Bangalore India-based startup Explore Embedded has soared past its exceptionally modest $700 CrowdSupply funding goal for its Explore M3 development board. Early bird packages are gone, but you can still buy in for $19 through Oct. 13, with volume discounts. The Explore M3 is also available with a $20 Soda Debug Adapter and a $49 ARM Starter Kit. Shipments are due Nov. 15.

Explore M3

The open source, 55 x 25mm Explore M3 expands upon NXP’s 100MHz, Cortex-M3 based LPC1768 microcontroller. The LPC1768 also forms the basis for NXP’s own OM11043 ARM Mbed LPC1768 board reference design.

According to an email from Explore Embedded co-founder Sandeep Patil, the Explore M3 does not use NXP’s design, which differs primarily in the fact that the OM11043 uses a separate ASIC for the USB controller. By contrast, the Explore M3 uses a native micro-USB 2.0 port, which Patil says is cheaper. In addition, the “Explore M3 is completely open source hardware and design,” he adds, suggesting that NXP’s board is not.

Another big difference is that the NXP OM11043 board implements ARM’s Mbed operating system for Cortex MCUs. In contrast, the Explore M3 is designed for FreeRTOS, and also supports Arduino IDE and bare metal programming environments such as ARM-GCC, Ellipse, or toolchains like Kiel or Co-IDE.

Presumably you can also use Mbed or other RTOSes. The device ships with FreeRTOS support “and numerous examples on basics of how to use an RTOS in a project,” says the Crowd Supply page. The board is available with more than 50 tutorials for each of the three main development environments.

Explore M3 pinout
(click image to enlarge)

Explore M3 offers 64KB of RAM and 512KB of flash memory (integrated within the LPC1769), and offers a micro-USB 2.0 full-speed device/host/OTG port, along with a variety of “breadboard friendly” 0.1-inch headers. The board’s I/O, again based on functions within the LPC1769 MCU, includes 38x GPIOs, 4x UARTs, 2x CAN, 2x SPI, 2x I2C, 6x PWM, 5x 12-bit ADC, and a DAC. You also get a pair of interrupt pins, an I2S audio interface, a virtual COM port, and a JTAG/SWD debug port.

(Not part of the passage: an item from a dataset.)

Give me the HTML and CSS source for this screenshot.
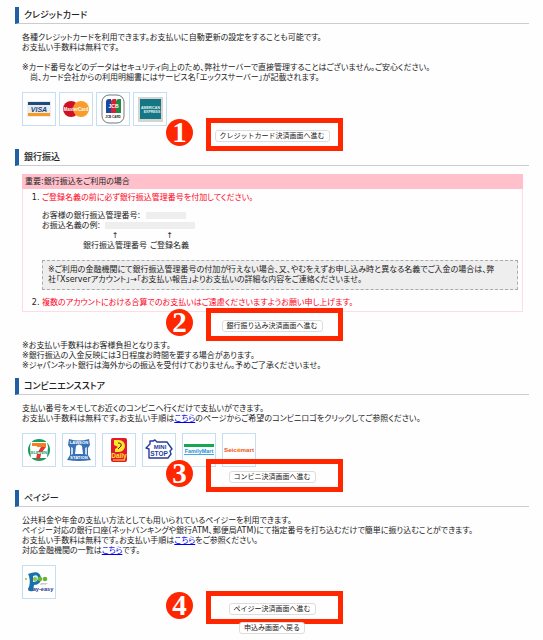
FILE: index.html
```html
<!DOCTYPE html>
<html lang="ja">
  <head>
    <meta charset="UTF-8" />
    <meta name="viewport" content="width=device-width, initial-scale=1.0" />
    <title>お支払い方法</title>
    <link rel="stylesheet" href="styles.css">
  </head>
  <body>
    <section>
      <h2>クレジットカード</h2>
      <div class="content">
        <p>各種クレジットカードを利用できます。お支払いに自動更新の設定をすることも可能です。<br>お支払い手数料は無料です。</p>
        <p class="note">※カード番号などのデータはセキュリティ向上のため、弊社サーバーで直接管理することはございません。ご安心ください。<br><span class="indent">尚、カード会社からの利用明細書にはサービス名「エックスサーバー」が記載されます。</span></p>
        <div class="logos cards">
          <svg class="logo" viewBox="0 0 32 32" role="img" aria-label="VISA">
            <rect x="4" y="8" width="24" height="16" fill="#e9edf2" />
            <rect x="5" y="9" width="22" height="3" fill="#214a7c" />
            <rect x="5" y="20" width="22" height="3" fill="#f59a23" />
            <text x="16" y="18.6" class="mark" font-size="7" font-style="italic" fill="#1d3f78">VISA</text>
          </svg>
          <svg class="logo" viewBox="0 0 32 32" role="img" aria-label="MasterCard">
            <circle cx="11" cy="16" r="8" fill="#cf1126" />
            <circle cx="21" cy="16" r="8" fill="#fb9b2a" />
            <text x="16" y="17.6" class="mark" font-size="4.5" fill="#fff">MasterCard</text>
          </svg>
          <svg class="logo" viewBox="0 0 32 32" role="img" aria-label="JCB">
            <rect x="5" y="2" width="22" height="28" rx="7" fill="#fff" stroke="#555" stroke-width="0.8" />
            <path d="M9 9a3 3 0 0 1 3-3h2v14h-5z" fill="#164a9c" />
            <path d="M14 9a3 3 0 0 1 3-3h2v14h-5z" fill="#d81f35" />
            <path d="M19 9a3 3 0 0 1 3-3h2v14h-5z" fill="#238a43" />
            <text x="16.5" y="15" class="mark" font-size="5" fill="#fff">JCB</text>
            <text x="16" y="25" class="mark" font-size="3" fill="#222">JCB CARD</text>
          </svg>
          <svg class="logo" viewBox="0 0 32 32" role="img" aria-label="AMERICAN EXPRESS">
            <rect x="4" y="4" width="25" height="25" fill="#d5d6d3" />
            <rect x="6" y="6" width="21" height="20" fill="#157783" />
            <text x="16.5" y="16" class="mark" font-size="3.5" fill="#e2f3f3">AMERICAN</text>
            <text x="18" y="20" class="mark" font-size="3.5" fill="#e2f3f3">EXPRESS</text>
          </svg>
        </div>
      </div>
      <div class="action">
        <button type="button">クレジットカード決済画面へ進む</button>
        <span class="frame"></span><span class="step">1</span>
      </div>
    </section>

    <section>
      <h2>銀行振込</h2>
      <div class="content">
        <div class="important">
          <h3>重要:銀行振込をご利用の場合</h3>
          <ol>
            <li>
              <span class="red">ご登録名義の前に必ず銀行振込管理番号を付加してください。</span>
              <div class="example">
                <div>お客様の銀行振込管理番号:<span class="masked"></span></div>
                <div>お振込名義の例: <span class="masked wide"></span></div>
                <div class="parts">
                  <span>↑<br>銀行振込管理番号</span>
                  <span>↑<br>ご登録名義</span>
                </div>
              </div>
              <div class="gray">※ご利用の金融機関にて銀行振込管理番号の付加が行えない場合、又、やむをえずお申し込み時と異なる名義でご入金の場合は、弊社「Xserverアカウント」→「お支払い報告」よりお支払いの詳細な内容をご連絡くださいませ。</div>
            </li>
            <li><span class="red">複数のアカウントにおける合算でのお支払いはご遠慮くださいますようお願い申し上げます。</span></li>
          </ol>
        </div>
      </div>
      <div class="action bank">
        <button type="button">銀行振り込み決済画面へ進む</button>
        <span class="frame"></span><span class="step">2</span>
      </div>
      <div class="content">
        <p>※お支払い手数料はお客様負担となります。<br>※銀行振込の入金反映には3日程度お時間を要する場合があります。<br>※ジャパンネット銀行は海外からの振込を受付けておりません。予めご了承くださいませ。</p>
      </div>
    </section>

    <section>
      <h2>コンビニエンスストア</h2>
      <div class="content">
        <p>支払い番号をメモしてお近くのコンビニへ行くだけで支払いができます。<br>お支払い手数料は無料です。お支払い手順は<a href="#">こちら</a>のページからご希望のコンビニロゴをクリックしてご参照ください。</p>
        <div class="logos">
          <svg class="logo" viewBox="0 0 32 32" role="img" aria-label="セブンイレブン">
            <circle cx="16" cy="16" r="11" fill="#159c62" />
            <path d="M8 8h16l1 5-1 11H8L7 13z" fill="#fff" />
            <path d="M9 9h14v4h-9v-1H9z" fill="#f28125" />
            <path d="M18 13h5l-4 5h-4z" fill="#e53232" />
            <path d="M14 20h4l-1 5h-4z" fill="#e53232" />
            <text x="16" y="19.6" class="mark" font-size="4" fill="#159c62">ELEVEN</text>
          </svg>
          <svg class="logo" viewBox="0 0 32 32" role="img" aria-label="ローソン">
            <path d="M6 5q10 3 20 0l1 6-2 3v7l3 5q-12 2-24 0l3-5v-7l-2-3z" fill="#3672b5" />
            <path d="M13 12q3-3 6 0l1 8h-8z" fill="#fff" />
            <path d="M8 13l2 1v6l-2 1zM24 13l-2 1v6l2 1z" fill="#c9dced" />
            <text x="16" y="10" class="mark" font-size="4.2" fill="#fff">LAWSON</text>
            <text x="16" y="25" class="mark" font-size="4.2" fill="#fff">STATION</text>
          </svg>
          <svg class="logo" viewBox="0 0 32 32" role="img" aria-label="デイリーヤマザキ">
            <rect x="8" y="4" width="16" height="24" rx="2" fill="#e3182c" />
            <path d="M11 6h5a6 6 0 0 1 0 12h-4v-3l3-2-4-2z" fill="#ffe62c" />
            <path d="M15 9q4 0 3 3l-3 3" fill="none" stroke="#2b2118" stroke-width="1" />
            <text x="16" y="23.5" class="mark" font-size="6.4" fill="#ffe62c">Daily</text>
            <path d="M10 26h12" stroke="#ffe62c" stroke-width="1" />
          </svg>
          <svg class="logo" viewBox="0 0 32 32" role="img" aria-label="ミニストップ">
            <path d="M3 14L7 10V7h3l2-1 2 2h10l5 7-2 2 1 3-3 4H6v-9z" fill="#fff" stroke="#263c9d" stroke-width="1.4" stroke-linejoin="round" />
            <text x="17" y="15" class="mark" font-size="6" fill="#263c9d">MINI</text>
            <text x="16" y="22" class="mark" font-size="6.5" fill="#263c9d">STOP</text>
          </svg>
          <svg class="logo" viewBox="0 0 32 32" role="img" aria-label="ファミリーマート">
            <rect x="1" y="10" width="30" height="3" fill="#17a651" />
            <rect x="1" y="20" width="30" height="1" fill="#42aae2" />
            <text x="16" y="18.7" class="mark" font-size="5.4" fill="#2090d8">FamilyMart</text>
          </svg>
          <svg class="logo" viewBox="0 0 32 32" role="img" aria-label="セイコーマート">
            <text x="16" y="18" class="mark" font-size="6.2" fill="#f05222">Seicomart</text>
            <circle cx="16" cy="16" r="1.4" fill="#f9ad35" />
          </svg>
        </div>
      </div>
      <div class="action">
        <button type="button">コンビニ決済画面へ進む</button>
        <span class="frame"></span><span class="step">3</span>
      </div>
    </section>

    <section>
      <h2>ペイジー</h2>
      <div class="content">
        <p>公共料金や年金の支払い方法としても用いられているペイジーを利用できます。<br>ペイジー対応の銀行口座(ネットバンキングや銀行ATM、郵便局ATM)にて指定番号を打ち込むだけで簡単に振り込むことができます。<br>お支払い手数料は無料です。お支払い手順は<a href="#">こちら</a>をご参照ください。<br>対応金融機関の一覧は<a href="#">こちら</a>です。</p>
        <div class="logos">
          <svg class="logo" viewBox="0 0 32 32" role="img" aria-label="Pay-easy">
            <path d="M5 8q12-5 13 4 0 7-7 7l-1 6q-5 1-5-2 3-5 1-13z" fill="#1871ad" />
            <path d="M10 10q5-2 5 2t-5 4z" fill="#d9f0f7" />
            <circle cx="3" cy="13" r="1" fill="#8bc832" />
            <circle cx="12" cy="13" r="2" fill="#8bc832" />
            <circle cx="17" cy="13" r="2.3" fill="#65b52e" />
            <circle cx="22" cy="13" r="2.3" fill="#65b52e" />
            <text x="21" y="18.5" class="mark" font-size="2" fill="#555">ペイジー</text>
            <text x="20" y="25" class="mark" font-size="5.6" fill="#22378c">ay-easy</text>
          </svg>
        </div>
      </div>
      <div class="action">
        <button type="button">ペイジー決済画面へ進む</button>
        <span class="frame"></span><span class="step">4</span>
      </div>
    </section>

    <div class="action back">
      <button type="button">申込み画面へ戻る</button>
    </div>
  </body>
</html>
```

FILE: styles.css
```css
body {
  margin: 0;
  padding: 7px 14px 5px 15px;
  background-color: #fefefe;
  color: #222;
  font-family: "DejaVu Sans", "Noto Sans CJK JP", sans-serif;
  font-size: 8px;
  line-height: 10px;
  font-feature-settings: "palt";
}

section {
  margin-bottom: 7px;
}

h2 {
  margin: 0 0 8px;
  padding-left: 5px;
  border-left: 4px solid #1f60a5;
  border-bottom: 1px solid #ccc;
  font-size: 9px;
  font-weight: 500;
  line-height: 16px;
}

p {
  margin: 0;
}

a {
  color: #0000ee;
}

.content {
  padding: 0 6px 0 7px;
}

.content > p:first-child {
  padding-top: 1px;
}

.note {
  margin-top: 10px;
}

.indent {
  padding-left: 8px;
}

.logos {
  display: flex;
  gap: 6px;
  margin-top: 9px;
}

.cards {
  gap: 3px;
}

.logo {
  width: 32px;
  height: 32px;
  border: 1px solid #c5def2;
  background-color: #fff;
}

.mark {
  font-family: "Liberation Sans", "Noto Sans CJK JP", sans-serif;
  font-weight: bold;
  text-anchor: middle;
}

.action {
  position: relative;
  display: flex;
  justify-content: center;
  margin-top: 4px;
}

.bank {
  margin: 8px 0;
}

.back {
  margin-top: 0;
}

button {
  height: 12px;
  padding: 0 4px;
  border: 1px solid #ddd;
  border-radius: 3px;
  background-color: #fff;
  color: #222;
  font-family: inherit;
  font-size: 7px;
  line-height: 10px;
  cursor: pointer;
}

button:hover {
  background-color: #f2f2f2;
}

/* red frame and number over each button */
.frame {
  position: absolute;
  top: -12px;
  left: calc(50% - 66px);
  box-sizing: border-box;
  width: 137px;
  height: 33px;
  border: 5px solid #ff2600;
  pointer-events: none;
}

.step {
  position: absolute;
  top: -11px;
  left: calc(50% - 106px);
  width: 27px;
  height: 27px;
  border-radius: 50%;
  background-color: #ff2600;
  color: #fff;
  font-family: "Liberation Serif", serif;
  font-size: 29px;
  font-weight: bold;
  line-height: 27px;
  text-align: center;
}

.important {
  border: 1px solid #ffdbe2;
  border-top: none;
}

.important h3 {
  margin: 0 -1px;
  padding-left: 3px;
  background-color: #ffc0cb;
  font-size: 8px;
  font-weight: normal;
  line-height: 15px;
}

ol {
  margin: 0;
  padding: 4px 4px 3px 19px;
}

.red {
  color: #ff0022;
}

.example {
  margin: 8px 0 9px;
}

.masked {
  display: inline-block;
  width: 40px;
  height: 7px;
  margin-left: 6px;
  background-color: #eee;
  vertical-align: middle;
}

.wide {
  width: 90px;
  margin-left: 2px;
}

.parts {
  display: flex;
  gap: 3px;
  padding-left: 41px;
  text-align: center;
}

.gray {
  margin-bottom: 8px;
  padding: 4px 18px 4px 5px;
  border: 1px dashed #aaa;
  background-color: #eee;
}
```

Explore M3 schematic (left) and NXP LPC1769 block diagram
(click images to enlarge)

The debug port hooks up to the optional open source “Soda” debug adapter (shown below) or other debug adapters. “We have successfully tested Soda to work with Kiel, and we are working on making it work with Eclipse and ARM GCC,” says Explore Embedded.

Soda debug adapter (left) and ARM Starter Kit
(click images to enlarge)

The optional ARM Starter Kit “equips you with all the components to complete most the tutorials in both the Arduino Series and the Bare Metal Series,” says the company. The kit includes an Explore M3 along with a mini-breadboard, a microSD breakout, a DC motor, and a 128 x 64 OLED display. There are also a variety of IoT-oriented sensors, relays, resistors, jumper wires, LEDs, cables, switches, buzzers, and more.

Explore M3’s cousin: Explore Cortex M3

An earlier, and very similar version of the board called the Explore Cortex M3 is listed for sale on Explore Embedded’s website for 1,499 R’s (about $22). The board has a different appearance, more GPIOs, and other extras.

Further information

The Explore M3 is available on Crowd Supply through Oct. 13 for $19, with volume discounts of $35 (qty. 2) and $90 (qty. 5). There’s also a $20 Soda Debug Adapter and a $49 ARM Starter Kit. All shipments are due Nov. 15. More information may be found at the Explore M3 Crowd Supply page and Explore Embedded website. The board’s Github repository is here.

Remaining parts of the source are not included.